Oh, you know what might make more sense? Those super flexible saws on wires. I just Google “finger saw” and it took me to what I wanted: wire saw. That would totally be appropriate for the setting.

See? Journaling helps with all kinds of different thought activities.

Now I kind of can’t wait to do a revision. In January.

This is from Piers Anthony’s 2008 NaNoWriMo pep talk:

Here’s a secret: fictive text doesn’t necessary flow easily. Most of the time it’s more like cutting a highway through a mountain. You just have to keep working with your pick, chipping away at the rock, making slow progress. It may not be pretty at first. Prettiness doesn’t come until later, at the polishing stage, which is outside your month. You just have to get it done by brute force if necessary. So maybe your ongoing story isn’t very original. That’s okay, for this. Just get it done. Originality can be more in the eye of the reader than in any objective assessment.

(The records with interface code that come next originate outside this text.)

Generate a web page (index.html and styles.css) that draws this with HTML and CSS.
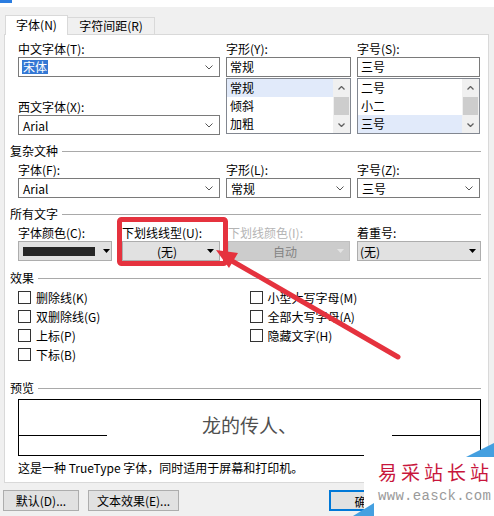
FILE: index.html
```html
<!DOCTYPE html>
<html lang="zh-CN">
<head>
    <meta charset="UTF-8">
    <meta name="viewport" content="width=device-width, initial-scale=1.0">
    <title>字体</title>
    <link rel="stylesheet" href="styles.css">
</head>
<body>
    <div class="titlebar"><span class="title-accent"></span></div>

    <div class="tabs">
        <div class="tab active">字体(N)</div>
        <div class="tab">字符间距(R)</div>
    </div>

    <div class="panel">
        <div class="font-grid">
            <div class="col">
                <label>中文字体(T):</label>
                <div class="combo">
                    <span class="picked">宋体</span>
                    <svg class="chev" width="8" height="5" viewBox="0 0 8 5"><polyline points="0.5,0.5 4,4 7.5,0.5" fill="none" stroke="#555"/></svg>
                </div>
                <label class="gap-label">西文字体(X):</label>
                <div class="combo">
                    <span>Arial</span>
                    <svg class="chev" width="8" height="5" viewBox="0 0 8 5"><polyline points="0.5,0.5 4,4 7.5,0.5" fill="none" stroke="#555"/></svg>
                </div>
            </div>
            <div class="col">
                <label>字形(Y):</label>
                <div class="textbox">常规</div>
                <div class="listbox">
                    <div class="items">
                        <div class="item sel">常规</div>
                        <div class="item">倾斜</div>
                        <div class="item">加粗</div>
                    </div>
                    <div class="scrollbar">
                        <div class="sb-btn"><svg width="7" height="4" viewBox="0 0 7 4"><polyline points="0.5,3.5 3.5,0.5 6.5,3.5" fill="none" stroke="#606060" stroke-width="1.3"/></svg></div>
                        <div class="sb-track"><div class="sb-thumb"></div></div>
                        <div class="sb-btn"><svg width="7" height="4" viewBox="0 0 7 4"><polyline points="0.5,0.5 3.5,3.5 6.5,0.5" fill="none" stroke="#606060" stroke-width="1.3"/></svg></div>
                    </div>
                </div>
            </div>
            <div class="col">
                <label>字号(S):</label>
                <div class="textbox">三号</div>
                <div class="listbox">
                    <div class="items">
                        <div class="item">二号</div>
                        <div class="item">小二</div>
                        <div class="item sel">三号</div>
                    </div>
                    <div class="scrollbar">
                        <div class="sb-btn"><svg width="7" height="4" viewBox="0 0 7 4"><polyline points="0.5,3.5 3.5,0.5 6.5,3.5" fill="none" stroke="#606060" stroke-width="1.3"/></svg></div>
                        <div class="sb-track"><div class="sb-thumb"></div></div>
                        <div class="sb-btn"><svg width="7" height="4" viewBox="0 0 7 4"><polyline points="0.5,0.5 3.5,3.5 6.5,0.5" fill="none" stroke="#606060" stroke-width="1.3"/></svg></div>
                    </div>
                </div>
            </div>
        </div>

        <div class="group">复杂文种</div>
        <div class="font-grid">
            <div class="col">
                <label class="top-label">字体(F):</label>
                <div class="combo">
                    <span>Arial</span>
                    <svg class="chev" width="8" height="5" viewBox="0 0 8 5"><polyline points="0.5,0.5 4,4 7.5,0.5" fill="none" stroke="#555"/></svg>
                </div>
            </div>
            <div class="col">
                <label class="top-label">字形(L):</label>
                <div class="combo">
                    <span>常规</span>
                    <svg class="chev" width="8" height="5" viewBox="0 0 8 5"><polyline points="0.5,0.5 4,4 7.5,0.5" fill="none" stroke="#555"/></svg>
                </div>
            </div>
            <div class="col">
                <label class="top-label">字号(Z):</label>
                <div class="combo">
                    <span>三号</span>
                    <svg class="chev" width="8" height="5" viewBox="0 0 8 5"><polyline points="0.5,0.5 4,4 7.5,0.5" fill="none" stroke="#555"/></svg>
                </div>
            </div>
        </div>

        <div class="group">所有文字</div>
        <div class="all-row">
            <div class="c-color">
                <label class="top-label">字体颜色(C):</label>
                <div class="dd dd-color">
                    <span class="swatch"></span>
                    <svg width="7" height="4" viewBox="0 0 7 4"><polygon points="0,0 7,0 3.5,4" fill="#000"/></svg>
                </div>
            </div>
            <div class="c-under">
                <label class="top-label">下划线线型(U):</label>
                <div class="dd dd-under">
                    <span class="val">(无)</span>
                    <svg width="7" height="4" viewBox="0 0 7 4"><polygon points="0,0 7,0 3.5,4" fill="#000"/></svg>
                </div>
            </div>
            <div class="c-ucolor">
                <label class="top-label off">下划线颜色(I):</label>
                <div class="dd dd-off">
                    <span class="val">自动</span>
                    <svg width="7" height="4" viewBox="0 0 7 4"><polygon points="0,0 7,0 3.5,4" fill="#e4e4e4"/></svg>
                </div>
            </div>
            <div class="c-emph">
                <label class="top-label">着重号:</label>
                <div class="dd dd-emph">
                    <span class="val">(无)</span>
                    <svg width="7" height="4" viewBox="0 0 7 4"><polygon points="0,0 7,0 3.5,4" fill="#000"/></svg>
                </div>
            </div>
        </div>

        <div class="group effects-head">效果</div>
        <div class="checks">
            <div class="check-col">
                <div class="check"><span class="box"></span>删除线(K)</div>
                <div class="check"><span class="box"></span>双删除线(G)</div>
                <div class="check"><span class="box"></span>上标(P)</div>
                <div class="check"><span class="box"></span>下标(B)</div>
            </div>
            <div class="check-col">
                <div class="check"><span class="box"></span>小型大写字母(M)</div>
                <div class="check"><span class="box"></span>全部大写字母(A)</div>
                <div class="check"><span class="box"></span>隐藏文字(H)</div>
            </div>
        </div>

        <div class="group preview-head">预览</div>
        <div class="preview">
            <span class="base-line"></span>
            <span class="sample">龙的传人、</span>
            <span class="base-line"></span>
        </div>
        <p class="desc">这是一种 TrueType 字体，同时适用于屏幕和打印机。</p>
    </div>

    <div class="buttons">
        <button class="btn btn-default-font">默认(D)...</button>
        <button class="btn btn-effects">文本效果(E)...</button>
        <button class="btn btn-ok">确定</button>
    </div>

    <!-- red annotation drawn over the dialog -->
    <svg class="annot" width="494" height="516" viewBox="0 0 494 516">
        <rect x="119.5" y="219.5" width="106" height="44" rx="2" fill="none" stroke="#e5323e" stroke-width="5"/>
        <line x1="232" y1="261" x2="398" y2="357" stroke="#e5323e" stroke-width="5" stroke-linecap="round"/>
        <polygon points="216,250 238,253 229,268" fill="#e5323e"/>
    </svg>

    <div class="watermark">
        <svg class="wm-bg" width="144" height="76" viewBox="0 0 144 76">
            <polygon points="14,13 144,13 144,76 14,76" fill="#fff"/>
            <polygon points="116,17 144,3 144,17" fill="#45a0e0"/>
            <polygon points="3,76 24,63 24,76" fill="#45a0e0"/>
        </svg>
        <div class="wm-name">易采站长站</div>
        <div class="wm-url">www.easck.com</div>
    </div>
</body>
</html>
```

FILE: styles.css
```css
body {
    margin: 0;
    width: 494px;
    height: 516px;
    overflow: hidden;
    position: relative;
    background-color: #f0f0f0;
    font-family: "Noto Sans CJK SC", sans-serif;
    font-size: 12px;
    color: #000;
}
.titlebar {
    height: 7px;
    background-color: #fff;
}
.title-accent {
    display: block;
    width: 12px;
    height: 3px;
    background-color: #2b7de0;
}
.tabs {
    display: flex;
    align-items: flex-end;
    height: 19px;
    padding: 8px 0 0 5px;
    position: relative;
    z-index: 1;
}
.tab {
    height: 17px;
    box-sizing: border-box;
    border: 1px solid #d9d9d9;
    border-bottom: none;
    border-left: none;
    background-color: #f0f0f0;
    line-height: 16px;
    width: 87px;
    text-align: center;
}
.tab.active {
    height: 20px;
    width: 63px;
    margin-bottom: -1px;
    border-left: 1px solid #d9d9d9;
    background-color: #fff;
    line-height: 18px;
}
.panel {
    margin-left: 4px;
    width: 485px;
    box-sizing: border-box;
    border: 1px solid #d9d9d9;
    background-color: #fff;
    padding: 6px 7px 6px 13px;
}
label {
    display: block;
    height: 16px;
    line-height: 16px;
    white-space: nowrap;
}
.gap-label {
    margin-top: 22px;
}
.top-label {
    margin-top: 3px;
}
label.off {
    color: #b4b4b4;
}
.font-grid {
    display: grid;
    grid-template-columns: 202px 125px 123px;
    column-gap: 6px;
}
.col {
    display: flex;
    flex-direction: column;
}
.combo {
    height: 20px;
    box-sizing: border-box;
    border: 1px solid #7a7a7a;
    background-color: #fff;
    display: flex;
    align-items: center;
    justify-content: space-between;
    padding: 0 6px 0 4px;
    white-space: nowrap;
}
.picked {
    background-color: #3478d4;
    color: #fff;
    line-height: 14px;
    padding: 0 1px;
    margin-left: -1px;
}
.textbox {
    height: 20px;
    box-sizing: border-box;
    border: 1px solid #7a7a7a;
    line-height: 18px;
    padding-left: 3px;
}
.listbox {
    height: 56px;
    box-sizing: border-box;
    margin-top: 1px;
    border: 1px solid #828790;
    display: flex;
}
.items {
    flex: 1;
}
.item {
    height: 18px;
    line-height: 18px;
    padding-left: 3px;
}
.item.sel {
    background-color: #e1eafa;
}
.scrollbar {
    width: 17px;
    background-color: #f0f0f0;
    display: flex;
    flex-direction: column;
}
.sb-btn {
    height: 17px;
    display: flex;
    align-items: center;
    justify-content: center;
}
.sb-track {
    flex: 1;
    padding: 1px 1px 0 1px;
}
.sb-thumb {
    height: 18px;
    background-color: #cdcdcd;
}
.group {
    display: flex;
    align-items: center;
    gap: 4px;
    height: 16px;
    line-height: 16px;
    margin: 8px 0 0 -8px;
    white-space: nowrap;
}
.group::after {
    content: "";
    flex: 1;
    border-top: 1px solid #a9a9a9;
}
.effects-head {
    margin-top: 9px;
}
.preview-head {
    margin-top: 16px;
}
.all-row {
    display: flex;
}
.c-color {
    width: 94px;
}
.c-under {
    width: 98px;
    margin-left: 10px;
}
.c-ucolor {
    width: 122px;
    margin-left: 8px;
}
.c-emph {
    flex: 1;
    margin-left: 7px;
}
.dd {
    height: 20px;
    box-sizing: border-box;
    border: 1px solid #adadad;
    background-color: #e1e1e1;
    display: flex;
    align-items: center;
    padding: 0 5px 0 4px;
    white-space: nowrap;
}
.dd .val {
    flex: 1;
    text-align: center;
}
.dd-color {
    justify-content: space-between;
    padding-right: 1px;
}
.swatch {
    width: 72px;
    height: 9px;
    background-color: #262626;
}
.dd-off {
    background-color: #cccccc;
    border-color: #bfbfbf;
    color: #838383;
}
.dd-emph {
    padding: 0 4px 0 2px;
}
.dd-emph .val {
    text-align: left;
}
.checks {
    display: flex;
    margin-top: 2px;
}
.check-col {
    width: 232px;
}
.check {
    display: flex;
    align-items: center;
    gap: 5px;
    height: 19px;
    white-space: nowrap;
}
.box {
    width: 13px;
    height: 13px;
    box-sizing: border-box;
    border: 1px solid #333;
    background-color: #fff;
}
.preview {
    display: flex;
    height: 57px;
    margin-top: 3px;
    box-sizing: border-box;
    border: 1px solid #000;
}
.base-line {
    width: 88px;
    height: 1px;
    margin-top: 35px;
    background-color: #000;
}
.sample {
    flex: 1;
    text-align: center;
    font-size: 19px;
    line-height: 22px;
    margin-top: 14px;
    color: #505050;
}
.desc {
    margin: 4px 0 0 0;
    height: 16px;
    line-height: 16px;
    white-space: nowrap;
}
.buttons {
    display: flex;
    padding: 7px 0 0 3px;
}
.btn {
    height: 21px;
    box-sizing: border-box;
    border: 1px solid #adadad;
    background-color: #e1e1e1;
    font-family: "Noto Sans CJK SC", sans-serif;
    font-size: 12px;
    line-height: 19px;
    padding: 0;
    color: #000;
}
.btn-default-font {
    width: 76px;
}
.btn-effects {
    width: 91px;
    margin-left: 9px;
}
.btn-ok {
    width: 75px;
    margin-left: 150px;
    border: 2px solid #0078d7;
}
.annot {
    position: absolute;
    left: 0;
    top: 0;
    pointer-events: none;
}
.watermark {
    position: absolute;
    left: 350px;
    top: 440px;
    width: 144px;
    height: 76px;
    box-sizing: border-box;
    padding: 20px 0 0 28px;
}
.wm-bg {
    position: absolute;
    left: 0;
    top: 0;
}
.wm-name {
    position: relative;
    font-size: 19px;
    line-height: 24px;
    letter-spacing: 4px;
    margin-right: -4px;
    color: #c8163c;
    white-space: nowrap;
}
.wm-url {
    position: relative;
    margin-top: 4px;
    font-family: "Liberation Mono", monospace;
    font-size: 14px;
    line-height: 16px;
    letter-spacing: 0.3px;
    color: #9a9a9a;
    white-space: nowrap;
}
```
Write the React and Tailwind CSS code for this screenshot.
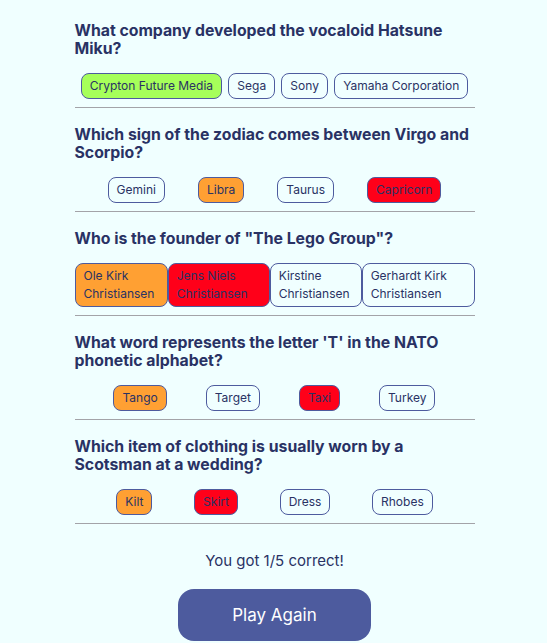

You can make it from a standing start, even from a foolish daydream when you should have been paying attention to the Pep Talk. You will want to try for a bit more quality, of course, and maybe a spot of realism. Garner an Idea, assemble some Characters, find a suitable place to start, and turn them loose in your imagination. Now go home and start your engines!

His pep talk is actually not nearly as inspiring as the others I looked at that night, but for a time in the 80s he had to be the most prolific writer of speculative ficion in the world, publishing three novels a year, almost all best-sellers. He always had one novel in the first-drafting phase, one in revision, and one in proofs, so every four months, a new Piers Anthony novel.

Yes, of course he sacrificed quality for quantity, as almost any of his fans will tell you, and the beginnings of his series were always great, with subsequent novels in every series not as good as the ones before. But his good stuff is great, and I would happily publish four bad novels if it meant two very good ones as well.

He uses the same metaphor Katherine Paterson uses in her pep talk. The slab of stone. Let these words on this date be a reminder to me that when NaNoWriMo organizers ask me, the esteemed and favorite novelist of teens and middle-aged female math teachers alike, to write a pep talk, I will use the Great Pacific Garbage Patch metaphor.

Breakfast was cold pizza. A very late lunch was turkey sliders. A very late dinner was the last of the cold pizza. In between I had a few clementines, a small square of lemongrass chocolate, an impromptu cocktail with Maker’s Mark, vanilla extract, simple syrup, and bitters with lots of ice, and a few sips of turkey broth, which came out wondefully.

I texted Ali to remind her to check out Ted Lasso, which led to a long conversation about why and how, but she watched the first episode for free and then binged the rest. I’m happy I’ve gotten at least one person hooked on it.

I also texted Penny a reminder and haven’t heard back. I got one text from Crush Girl responding to something I said a few days before. She’s bee a little quiet this weekend. I’m hoping it means she’s having a blast.

I’m having a good weekend but I may take a few days of vacation leading up to Christmas. Just don’t really feel like working my butt off as this crappy year ends.